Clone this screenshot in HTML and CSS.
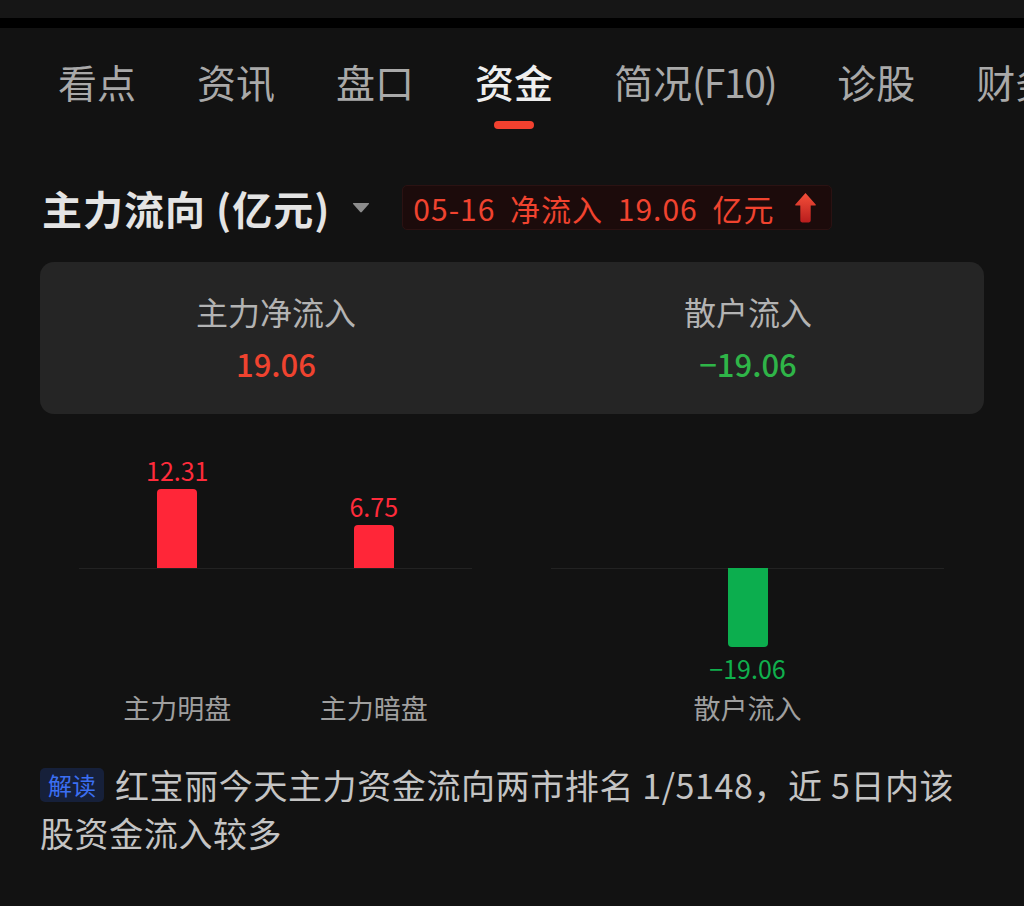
FILE: index.html
```html
<!DOCTYPE html>
<html lang="zh-CN">
<head>
<meta charset="utf-8">
<title>资金</title>
<link rel="stylesheet" href="styles.css">
</head>
<body>
<div class="statusbar"></div>
<div class="topline"></div>
<nav class="tabs">
  <div class="tab"><span>看点</span></div>
  <div class="tab"><span>资讯</span></div>
  <div class="tab"><span>盘口</span></div>
  <div class="tab active"><span>资金</span></div>
  <div class="tab"><span>简况<span class="tight">(F10)</span></span></div>
  <div class="tab"><span>诊股</span></div>
  <div class="tab"><span>财务</span></div>
</nav>

<div class="title-row">
  <div class="title">主力流向 (亿元)</div>
  <svg class="caret" viewBox="0 0 18 11" width="18" height="11"><path d="M1.5 1 H16.5 Q17.6 1 16.9 1.9 L9.8 10 Q9 10.8 8.2 10 L1.1 1.9 Q0.4 1 1.5 1 Z" fill="#8c8c8c"/></svg>
  <div class="badge">
    <span>05-16 净流入 19.06 亿元</span>
    <svg class="arrow" viewBox="0 0 22 31" width="23" height="31">
      <defs><linearGradient id="ag" x1="0" y1="0" x2="0" y2="1"><stop offset="0" stop-color="#f5503a"/><stop offset="1" stop-color="#b91d1d"/></linearGradient></defs>
      <path d="M11 1 L21.2 12.6 Q21.9 13.6 20.6 13.6 H16.2 V28.6 Q16.2 30.4 14.4 30.4 H7.6 Q5.8 30.4 5.8 28.6 V13.6 H1.4 Q0.1 13.6 0.8 12.6 Z" fill="url(#ag)"/>
    </svg>
  </div>
</div>

<section class="summary">
  <div class="sum-col">
    <div class="sum-label">主力净流入</div>
    <div class="sum-val red">19.06</div>
  </div>
  <div class="sum-col">
    <div class="sum-label">散户流入</div>
    <div class="sum-val green">−19.06</div>
  </div>
</section>

<section class="charts">
  <div class="chart">
    <div class="slot">
      <div class="upper">
        <div class="val red">12.31</div>
        <div class="bar up" style="height:79px"></div>
      </div>
      <div class="lower"></div>
      <div class="cat">主力明盘</div>
    </div>
    <div class="slot">
      <div class="upper">
        <div class="val red">6.75</div>
        <div class="bar up" style="height:43px"></div>
      </div>
      <div class="lower"></div>
      <div class="cat">主力暗盘</div>
    </div>
  </div>
  <div class="chart">
    <div class="slot">
      <div class="upper"></div>
      <div class="lower">
        <div class="bar down" style="height:79px"></div>
        <div class="val neg green">−19.06</div>
      </div>
      <div class="cat">散户流入</div>
    </div>
  </div>
</section>

<p class="interp"><span class="tag">解读</span>红宝丽今天主力资金流向两市排名 1/5148，近 5日内该股资金流入较多</p>
</body>
</html>
```

FILE: styles.css
```css
html, body {
  margin: 0;
  padding: 0;
}
body {
  background: #121212;
  font-family: "Noto Sans CJK SC", "Noto Sans", sans-serif;
  width: 1024px;
  height: 906px;
  overflow: hidden;
}
.statusbar {
  height: 18px;
  background: #161616;
}
.topline {
  height: 10px;
  background: #000;
}
.tabs {
  display: flex;
  gap: 61px;
  padding: 34px 0 0 58px;
  white-space: nowrap;
  overflow: hidden;
}
.tab {
  flex-shrink: 0;
  display: flex;
  flex-direction: column;
  align-items: center;
  font-size: 39px;
  line-height: 39px;
  color: #a9a9a9;
}
.tab .tight {
  letter-spacing: -1.4px;
}
.tab::after {
  content: "";
  width: 40px;
  height: 8px;
  border-radius: 4px;
  margin-top: 20px;
  background: transparent;
}
.tab.active {
  color: #eeeeee;
  font-weight: 500;
}
.tab.active::after {
  background: #f2412f;
}

.title-row {
  display: flex;
  align-items: center;
  margin-top: 56px;
  padding-left: 42px;
}
.title {
  font-size: 40px;
  line-height: 40px;
  font-weight: 700;
  letter-spacing: 1px;
  color: #e4e4e4;
}
.caret {
  margin-left: 22px;
  display: block;
}
.badge {
  margin-left: 32px;
  height: 45px;
  box-sizing: border-box;
  display: flex;
  align-items: center;
  gap: 20px;
  padding: 0 14px 0 10px;
  background: #1c0b0b;
  border: 1px solid #2b1212;
  border-radius: 5px;
  color: #f0432f;
  font-size: 30px;
  line-height: 30px;
  letter-spacing: 1px;
  word-spacing: 7px;
  white-space: nowrap;
}
.arrow {
  display: block;
}

.summary {
  margin: 32px 40px 0;
  height: 152px;
  box-sizing: border-box;
  padding-top: 33px;
  background: #252525;
  border-radius: 14px;
  display: grid;
  grid-template-columns: 1fr 1fr;
  text-align: center;
}
.sum-label {
  font-size: 32px;
  line-height: 32px;
  color: #b3b3b3;
}
.sum-val {
  margin-top: 21px;
  font-size: 31px;
  line-height: 32px;
  font-weight: 500;
}
.red { color: #f0432f; }
.green { color: #2fb548; }

.charts {
  display: grid;
  grid-template-columns: 1fr 1fr;
  margin: 26px 40px 0;
}
.chart {
  display: flex;
  padding: 0 40px 0 39px;
}
.slot {
  flex: 1;
  display: flex;
  flex-direction: column;
  align-items: center;
}
.upper {
  height: 128px;
  align-self: stretch;
  display: flex;
  flex-direction: column;
  justify-content: flex-end;
  align-items: center;
}
.lower {
  height: 126px;
  align-self: stretch;
  box-sizing: border-box;
  border-top: 1px solid #222222;
  display: flex;
  flex-direction: column;
  align-items: center;
}
.val {
  font-size: 25px;
  line-height: 25px;
  margin-bottom: 6px;
}
.val.red { color: #ff2b3b; }
.val.neg {
  margin-bottom: 0;
  margin-top: 9px;
  color: #10b04d;
}
.bar {
  width: 40px;
}
.bar.up {
  background: #ff2638;
  border-radius: 4px 4px 0 0;
}
.bar.down {
  margin-top: -1px;
  background: #0cae4e;
  border-radius: 0 0 4px 4px;
}
.cat {
  font-size: 27px;
  line-height: 27px;
  color: #9f9f9f;
}

.interp {
  margin: 40px 40px 0;
  font-size: 34px;
  line-height: 48px;
  letter-spacing: 0.6px;
  color: #c4c4c4;
}
.tag {
  display: inline-block;
  vertical-align: top;
  margin: 7px 11px 0 0;
  padding: 0 8px;
  height: 34px;
  line-height: 34px;
  font-size: 24px;
  letter-spacing: 0;
  color: #3b6ff2;
  background: #16203a;
  border-radius: 5px;
}
```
· · · ·
● Required task:
Restate the data above word for word. Do not include the images.

● Solution:
Clone this screenshot in HTML and CSS.
FILE: index.html
```html
<!DOCTYPE html>
<html lang="zh-CN">
<head>
<meta charset="utf-8">
<title>资金</title>
<link rel="stylesheet" href="styles.css">
</head>
<body>
<div class="statusbar"></div>
<div class="topline"></div>
<nav class="tabs">
  <div class="tab"><span>看点</span></div>
  <div class="tab"><span>资讯</span></div>
  <div class="tab"><span>盘口</span></div>
  <div class="tab active"><span>资金</span></div>
  <div class="tab"><span>简况<span class="tight">(F10)</span></span></div>
  <div class="tab"><span>诊股</span></div>
  <div class="tab"><span>财务</span></div>
</nav>

<div class="title-row">
  <div class="title">主力流向 (亿元)</div>
  <svg class="caret" viewBox="0 0 18 11" width="18" height="11"><path d="M1.5 1 H16.5 Q17.6 1 16.9 1.9 L9.8 10 Q9 10.8 8.2 10 L1.1 1.9 Q0.4 1 1.5 1 Z" fill="#8c8c8c"/></svg>
  <div class="badge">
    <span>05-16 净流入 19.06 亿元</span>
    <svg class="arrow" viewBox="0 0 22 31" width="23" height="31">
      <defs><linearGradient id="ag" x1="0" y1="0" x2="0" y2="1"><stop offset="0" stop-color="#f5503a"/><stop offset="1" stop-color="#b91d1d"/></linearGradient></defs>
      <path d="M11 1 L21.2 12.6 Q21.9 13.6 20.6 13.6 H16.2 V28.6 Q16.2 30.4 14.4 30.4 H7.6 Q5.8 30.4 5.8 28.6 V13.6 H1.4 Q0.1 13.6 0.8 12.6 Z" fill="url(#ag)"/>
    </svg>
  </div>
</div>

<section class="summary">
  <div class="sum-col">
    <div class="sum-label">主力净流入</div>
    <div class="sum-val red">19.06</div>
  </div>
  <div class="sum-col">
    <div class="sum-label">散户流入</div>
    <div class="sum-val green">−19.06</div>
  </div>
</section>

<section class="charts">
  <div class="chart">
    <div class="slot">
      <div class="upper">
        <div class="val red">12.31</div>
        <div class="bar up" style="height:79px"></div>
      </div>
      <div class="lower"></div>
      <div class="cat">主力明盘</div>
    </div>
    <div class="slot">
      <div class="upper">
        <div class="val red">6.75</div>
        <div class="bar up" style="height:43px"></div>
      </div>
      <div class="lower"></div>
      <div class="cat">主力暗盘</div>
    </div>
  </div>
  <div class="chart">
    <div class="slot">
      <div class="upper"></div>
      <div class="lower">
        <div class="bar down" style="height:79px"></div>
        <div class="val neg green">−19.06</div>
      </div>
      <div class="cat">散户流入</div>
    </div>
  </div>
</section>

<p class="interp"><span class="tag">解读</span>红宝丽今天主力资金流向两市排名 1/5148，近 5日内该股资金流入较多</p>
</body>
</html>
```

FILE: styles.css
```css
html, body {
  margin: 0;
  padding: 0;
}
body {
  background: #121212;
  font-family: "Noto Sans CJK SC", "Noto Sans", sans-serif;
  width: 1024px;
  height: 906px;
  overflow: hidden;
}
.statusbar {
  height: 18px;
  background: #161616;
}
.topline {
  height: 10px;
  background: #000;
}
.tabs {
  display: flex;
  gap: 61px;
  padding: 34px 0 0 58px;
  white-space: nowrap;
  overflow: hidden;
}
.tab {
  flex-shrink: 0;
  display: flex;
  flex-direction: column;
  align-items: center;
  font-size: 39px;
  line-height: 39px;
  color: #a9a9a9;
}
.tab .tight {
  letter-spacing: -1.4px;
}
.tab::after {
  content: "";
  width: 40px;
  height: 8px;
  border-radius: 4px;
  margin-top: 20px;
  background: transparent;
}
.tab.active {
  color: #eeeeee;
  font-weight: 500;
}
.tab.active::after {
  background: #f2412f;
}

.title-row {
  display: flex;
  align-items: center;
  margin-top: 56px;
  padding-left: 42px;
}
.title {
  font-size: 40px;
  line-height: 40px;
  font-weight: 700;
  letter-spacing: 1px;
  color: #e4e4e4;
}
.caret {
  margin-left: 22px;
  display: block;
}
.badge {
  margin-left: 32px;
  height: 45px;
  box-sizing: border-box;
  display: flex;
  align-items: center;
  gap: 20px;
  padding: 0 14px 0 10px;
  background: #1c0b0b;
  border: 1px solid #2b1212;
  border-radius: 5px;
  color: #f0432f;
  font-size: 30px;
  line-height: 30px;
  letter-spacing: 1px;
  word-spacing: 7px;
  white-space: nowrap;
}
.arrow {
  display: block;
}

.summary {
  margin: 32px 40px 0;
  height: 152px;
  box-sizing: border-box;
  padding-top: 33px;
  background: #252525;
  border-radius: 14px;
  display: grid;
  grid-template-columns: 1fr 1fr;
  text-align: center;
}
.sum-label {
  font-size: 32px;
  line-height: 32px;
  color: #b3b3b3;
}
.sum-val {
  margin-top: 21px;
  font-size: 31px;
  line-height: 32px;
  font-weight: 500;
}
.red { color: #f0432f; }
.green { color: #2fb548; }

.charts {
  display: grid;
  grid-template-columns: 1fr 1fr;
  margin: 26px 40px 0;
}
.chart {
  display: flex;
  padding: 0 40px 0 39px;
}
.slot {
  flex: 1;
  display: flex;
  flex-direction: column;
  align-items: center;
}
.upper {
  height: 128px;
  align-self: stretch;
  display: flex;
  flex-direction: column;
  justify-content: flex-end;
  align-items: center;
}
.lower {
  height: 126px;
  align-self: stretch;
  box-sizing: border-box;
  border-top: 1px solid #222222;
  display: flex;
  flex-direction: column;
  align-items: center;
}
.val {
  font-size: 25px;
  line-height: 25px;
  margin-bottom: 6px;
}
.val.red { color: #ff2b3b; }
.val.neg {
  margin-bottom: 0;
  margin-top: 9px;
  color: #10b04d;
}
.bar {
  width: 40px;
}
.bar.up {
  background: #ff2638;
  border-radius: 4px 4px 0 0;
}
.bar.down {
  margin-top: -1px;
  background: #0cae4e;
  border-radius: 0 0 4px 4px;
}
.cat {
  font-size: 27px;
  line-height: 27px;
  color: #9f9f9f;
}

.interp {
  margin: 40px 40px 0;
  font-size: 34px;
  line-height: 48px;
  letter-spacing: 0.6px;
  color: #c4c4c4;
}
.tag {
  display: inline-block;
  vertical-align: top;
  margin: 7px 11px 0 0;
  padding: 0 8px;
  height: 34px;
  line-height: 34px;
  font-size: 24px;
  letter-spacing: 0;
  color: #3b6ff2;
  background: #16203a;
  border-radius: 5px;
}
```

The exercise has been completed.